Climate and topography drives macroscale biodiversity through land‐use change in a human‐dominated world

Drivers of biodiversity at macroscales have long been of interest in ecology, and climate and topography are now considered to be major drivers. Because humans have transformed most of the Earth's land surface, land use may play a significant role as a driver of biodiversity at a macroscale. Here we disentangle the relationships among climate, topography, land use, available energy (measured by the normalized difference vegetation index NDVI]), and species richness of Japanese forest birds.

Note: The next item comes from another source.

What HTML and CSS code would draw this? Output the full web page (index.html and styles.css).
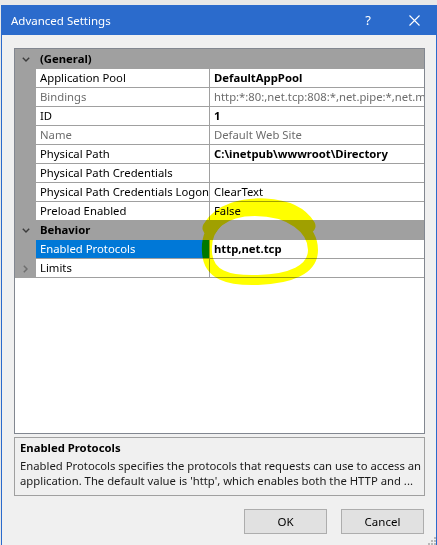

Species richness was better explained at 40‐ and 80‐km resolutions than at 5‐, 10‐ and 20‐km resolutions; it was explained by climate, topography, and land use, and the effects of land use were fully incorporated into those of climate and topography. As temperature increased and elevation decreased, natural forest area decreased, and this decrease intensified in warm lowland areas. With the loss of natural forest, species richness decreased below a certain threshold. As temperature increased and elevation decreased, species richness and NDVI increased slightly or were unchanged in cool highland areas and decreased in warm lowland areas. Species richness increased linearly with the increase in NDVI. Most effects of climate/topography on species richness in warm lowland areas were shared by those of land use, suggesting that the decrease in species richness in warm lowland areas has been caused by loss of natural forest. Therefore, it is suggested that climate and topography determined land use intensity, which in turn, drove species richness through the depletion of available energy. Increasing temperature and decreasing elevation leads to both benefits (increase in potential available energy) and costs (depletion of energy by human land‐use change) for forest birds. These costs seem to override benefits in warm lowland areas.